** begin **
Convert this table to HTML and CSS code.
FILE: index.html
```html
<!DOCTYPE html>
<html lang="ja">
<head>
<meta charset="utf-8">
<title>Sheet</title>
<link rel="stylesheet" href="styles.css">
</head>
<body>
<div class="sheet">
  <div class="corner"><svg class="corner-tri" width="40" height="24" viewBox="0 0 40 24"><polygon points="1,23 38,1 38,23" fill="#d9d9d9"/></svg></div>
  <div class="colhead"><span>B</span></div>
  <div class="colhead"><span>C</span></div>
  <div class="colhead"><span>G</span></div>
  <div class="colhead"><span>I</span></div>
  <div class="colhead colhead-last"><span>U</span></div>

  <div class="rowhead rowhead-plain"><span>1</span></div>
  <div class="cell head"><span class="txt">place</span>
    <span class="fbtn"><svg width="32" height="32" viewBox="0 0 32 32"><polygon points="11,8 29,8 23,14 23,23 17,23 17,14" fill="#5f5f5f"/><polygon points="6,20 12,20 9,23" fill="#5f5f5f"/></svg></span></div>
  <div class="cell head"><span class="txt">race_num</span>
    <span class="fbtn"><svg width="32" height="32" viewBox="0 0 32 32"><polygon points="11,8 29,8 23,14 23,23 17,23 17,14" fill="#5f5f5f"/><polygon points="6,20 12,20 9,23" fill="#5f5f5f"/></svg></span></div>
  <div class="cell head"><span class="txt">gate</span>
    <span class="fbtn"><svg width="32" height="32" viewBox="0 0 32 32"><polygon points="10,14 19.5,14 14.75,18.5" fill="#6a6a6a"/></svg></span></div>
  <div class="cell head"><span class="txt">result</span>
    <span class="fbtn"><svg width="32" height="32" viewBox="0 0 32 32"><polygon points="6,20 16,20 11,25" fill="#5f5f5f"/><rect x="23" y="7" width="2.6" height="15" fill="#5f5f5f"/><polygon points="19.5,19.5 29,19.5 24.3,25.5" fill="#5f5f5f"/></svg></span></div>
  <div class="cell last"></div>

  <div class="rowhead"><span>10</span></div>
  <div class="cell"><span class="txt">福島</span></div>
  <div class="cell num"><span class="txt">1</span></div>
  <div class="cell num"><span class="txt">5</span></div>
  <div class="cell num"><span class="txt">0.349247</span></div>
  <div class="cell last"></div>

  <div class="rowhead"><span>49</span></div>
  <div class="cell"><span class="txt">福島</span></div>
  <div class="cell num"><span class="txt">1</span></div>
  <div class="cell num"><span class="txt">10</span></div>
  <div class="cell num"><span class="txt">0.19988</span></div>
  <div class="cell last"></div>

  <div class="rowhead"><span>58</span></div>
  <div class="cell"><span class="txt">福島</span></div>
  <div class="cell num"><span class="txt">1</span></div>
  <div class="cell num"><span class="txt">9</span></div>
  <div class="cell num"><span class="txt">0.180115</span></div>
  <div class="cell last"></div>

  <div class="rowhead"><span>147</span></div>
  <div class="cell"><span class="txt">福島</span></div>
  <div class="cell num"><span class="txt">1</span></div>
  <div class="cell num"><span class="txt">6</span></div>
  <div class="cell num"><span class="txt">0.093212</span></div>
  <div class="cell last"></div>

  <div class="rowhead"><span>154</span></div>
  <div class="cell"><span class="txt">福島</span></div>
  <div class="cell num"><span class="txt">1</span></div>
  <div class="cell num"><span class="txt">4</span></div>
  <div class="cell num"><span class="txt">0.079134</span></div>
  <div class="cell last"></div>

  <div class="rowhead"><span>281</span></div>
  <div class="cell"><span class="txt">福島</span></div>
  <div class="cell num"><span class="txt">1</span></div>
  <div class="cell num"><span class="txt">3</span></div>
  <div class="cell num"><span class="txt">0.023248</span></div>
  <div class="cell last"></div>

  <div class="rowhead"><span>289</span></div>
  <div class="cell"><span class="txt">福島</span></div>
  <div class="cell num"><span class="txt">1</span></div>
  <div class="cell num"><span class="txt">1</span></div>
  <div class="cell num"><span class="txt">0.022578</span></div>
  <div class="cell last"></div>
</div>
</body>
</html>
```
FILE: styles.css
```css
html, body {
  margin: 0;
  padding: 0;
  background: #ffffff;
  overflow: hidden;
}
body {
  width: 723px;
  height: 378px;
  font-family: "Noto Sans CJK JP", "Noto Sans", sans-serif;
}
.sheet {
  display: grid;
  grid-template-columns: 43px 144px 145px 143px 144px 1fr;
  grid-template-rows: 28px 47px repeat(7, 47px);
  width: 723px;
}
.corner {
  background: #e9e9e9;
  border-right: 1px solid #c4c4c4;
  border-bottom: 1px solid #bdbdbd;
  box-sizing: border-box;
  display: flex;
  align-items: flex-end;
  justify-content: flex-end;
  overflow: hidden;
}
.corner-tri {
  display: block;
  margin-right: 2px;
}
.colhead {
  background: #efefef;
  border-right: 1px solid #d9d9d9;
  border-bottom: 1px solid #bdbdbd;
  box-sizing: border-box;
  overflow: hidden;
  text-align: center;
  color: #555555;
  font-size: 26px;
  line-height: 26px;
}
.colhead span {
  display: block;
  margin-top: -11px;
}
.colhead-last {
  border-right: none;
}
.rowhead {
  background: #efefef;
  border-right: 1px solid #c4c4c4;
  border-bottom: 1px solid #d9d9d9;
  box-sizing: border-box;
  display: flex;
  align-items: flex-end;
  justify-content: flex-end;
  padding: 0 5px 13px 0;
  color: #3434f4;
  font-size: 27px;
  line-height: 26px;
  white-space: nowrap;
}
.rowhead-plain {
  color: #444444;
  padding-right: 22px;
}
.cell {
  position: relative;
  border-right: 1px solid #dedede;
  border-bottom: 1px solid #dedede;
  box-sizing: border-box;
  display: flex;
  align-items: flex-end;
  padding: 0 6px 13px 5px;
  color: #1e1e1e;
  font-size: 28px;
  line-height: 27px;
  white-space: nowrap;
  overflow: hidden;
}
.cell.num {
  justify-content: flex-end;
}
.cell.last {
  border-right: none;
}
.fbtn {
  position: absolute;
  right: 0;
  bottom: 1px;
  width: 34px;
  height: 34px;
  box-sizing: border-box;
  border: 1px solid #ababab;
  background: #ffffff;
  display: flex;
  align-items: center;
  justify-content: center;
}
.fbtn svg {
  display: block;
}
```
** end **
Write out the data exactly as it stands.

:: TASK SOLUTION ::
Convert this table to HTML and CSS code.
FILE: index.html
```html
<!DOCTYPE html>
<html lang="ja">
<head>
<meta charset="utf-8">
<title>Sheet</title>
<link rel="stylesheet" href="styles.css">
</head>
<body>
<div class="sheet">
  <div class="corner"><svg class="corner-tri" width="40" height="24" viewBox="0 0 40 24"><polygon points="1,23 38,1 38,23" fill="#d9d9d9"/></svg></div>
  <div class="colhead"><span>B</span></div>
  <div class="colhead"><span>C</span></div>
  <div class="colhead"><span>G</span></div>
  <div class="colhead"><span>I</span></div>
  <div class="colhead colhead-last"><span>U</span></div>

  <div class="rowhead rowhead-plain"><span>1</span></div>
  <div class="cell head"><span class="txt">place</span>
    <span class="fbtn"><svg width="32" height="32" viewBox="0 0 32 32"><polygon points="11,8 29,8 23,14 23,23 17,23 17,14" fill="#5f5f5f"/><polygon points="6,20 12,20 9,23" fill="#5f5f5f"/></svg></span></div>
  <div class="cell head"><span class="txt">race_num</span>
    <span class="fbtn"><svg width="32" height="32" viewBox="0 0 32 32"><polygon points="11,8 29,8 23,14 23,23 17,23 17,14" fill="#5f5f5f"/><polygon points="6,20 12,20 9,23" fill="#5f5f5f"/></svg></span></div>
  <div class="cell head"><span class="txt">gate</span>
    <span class="fbtn"><svg width="32" height="32" viewBox="0 0 32 32"><polygon points="10,14 19.5,14 14.75,18.5" fill="#6a6a6a"/></svg></span></div>
  <div class="cell head"><span class="txt">result</span>
    <span class="fbtn"><svg width="32" height="32" viewBox="0 0 32 32"><polygon points="6,20 16,20 11,25" fill="#5f5f5f"/><rect x="23" y="7" width="2.6" height="15" fill="#5f5f5f"/><polygon points="19.5,19.5 29,19.5 24.3,25.5" fill="#5f5f5f"/></svg></span></div>
  <div class="cell last"></div>

  <div class="rowhead"><span>10</span></div>
  <div class="cell"><span class="txt">福島</span></div>
  <div class="cell num"><span class="txt">1</span></div>
  <div class="cell num"><span class="txt">5</span></div>
  <div class="cell num"><span class="txt">0.349247</span></div>
  <div class="cell last"></div>

  <div class="rowhead"><span>49</span></div>
  <div class="cell"><span class="txt">福島</span></div>
  <div class="cell num"><span class="txt">1</span></div>
  <div class="cell num"><span class="txt">10</span></div>
  <div class="cell num"><span class="txt">0.19988</span></div>
  <div class="cell last"></div>

  <div class="rowhead"><span>58</span></div>
  <div class="cell"><span class="txt">福島</span></div>
  <div class="cell num"><span class="txt">1</span></div>
  <div class="cell num"><span class="txt">9</span></div>
  <div class="cell num"><span class="txt">0.180115</span></div>
  <div class="cell last"></div>

  <div class="rowhead"><span>147</span></div>
  <div class="cell"><span class="txt">福島</span></div>
  <div class="cell num"><span class="txt">1</span></div>
  <div class="cell num"><span class="txt">6</span></div>
  <div class="cell num"><span class="txt">0.093212</span></div>
  <div class="cell last"></div>

  <div class="rowhead"><span>154</span></div>
  <div class="cell"><span class="txt">福島</span></div>
  <div class="cell num"><span class="txt">1</span></div>
  <div class="cell num"><span class="txt">4</span></div>
  <div class="cell num"><span class="txt">0.079134</span></div>
  <div class="cell last"></div>

  <div class="rowhead"><span>281</span></div>
  <div class="cell"><span class="txt">福島</span></div>
  <div class="cell num"><span class="txt">1</span></div>
  <div class="cell num"><span class="txt">3</span></div>
  <div class="cell num"><span class="txt">0.023248</span></div>
  <div class="cell last"></div>

  <div class="rowhead"><span>289</span></div>
  <div class="cell"><span class="txt">福島</span></div>
  <div class="cell num"><span class="txt">1</span></div>
  <div class="cell num"><span class="txt">1</span></div>
  <div class="cell num"><span class="txt">0.022578</span></div>
  <div class="cell last"></div>
</div>
</body>
</html>
```
FILE: styles.css
```css
html, body {
  margin: 0;
  padding: 0;
  background: #ffffff;
  overflow: hidden;
}
body {
  width: 723px;
  height: 378px;
  font-family: "Noto Sans CJK JP", "Noto Sans", sans-serif;
}
.sheet {
  display: grid;
  grid-template-columns: 43px 144px 145px 143px 144px 1fr;
  grid-template-rows: 28px 47px repeat(7, 47px);
  width: 723px;
}
.corner {
  background: #e9e9e9;
  border-right: 1px solid #c4c4c4;
  border-bottom: 1px solid #bdbdbd;
  box-sizing: border-box;
  display: flex;
  align-items: flex-end;
  justify-content: flex-end;
  overflow: hidden;
}
.corner-tri {
  display: block;
  margin-right: 2px;
}
.colhead {
  background: #efefef;
  border-right: 1px solid #d9d9d9;
  border-bottom: 1px solid #bdbdbd;
  box-sizing: border-box;
  overflow: hidden;
  text-align: center;
  color: #555555;
  font-size: 26px;
  line-height: 26px;
}
.colhead span {
  display: block;
  margin-top: -11px;
}
.colhead-last {
  border-right: none;
}
.rowhead {
  background: #efefef;
  border-right: 1px solid #c4c4c4;
  border-bottom: 1px solid #d9d9d9;
  box-sizing: border-box;
  display: flex;
  align-items: flex-end;
  justify-content: flex-end;
  padding: 0 5px 13px 0;
  color: #3434f4;
  font-size: 27px;
  line-height: 26px;
  white-space: nowrap;
}
.rowhead-plain {
  color: #444444;
  padding-right: 22px;
}
.cell {
  position: relative;
  border-right: 1px solid #dedede;
  border-bottom: 1px solid #dedede;
  box-sizing: border-box;
  display: flex;
  align-items: flex-end;
  padding: 0 6px 13px 5px;
  color: #1e1e1e;
  font-size: 28px;
  line-height: 27px;
  white-space: nowrap;
  overflow: hidden;
}
.cell.num {
  justify-content: flex-end;
}
.cell.last {
  border-right: none;
}
.fbtn {
  position: absolute;
  right: 0;
  bottom: 1px;
  width: 34px;
  height: 34px;
  box-sizing: border-box;
  border: 1px solid #ababab;
  background: #ffffff;
  display: flex;
  align-items: center;
  justify-content: center;
}
.fbtn svg {
  display: block;
}
```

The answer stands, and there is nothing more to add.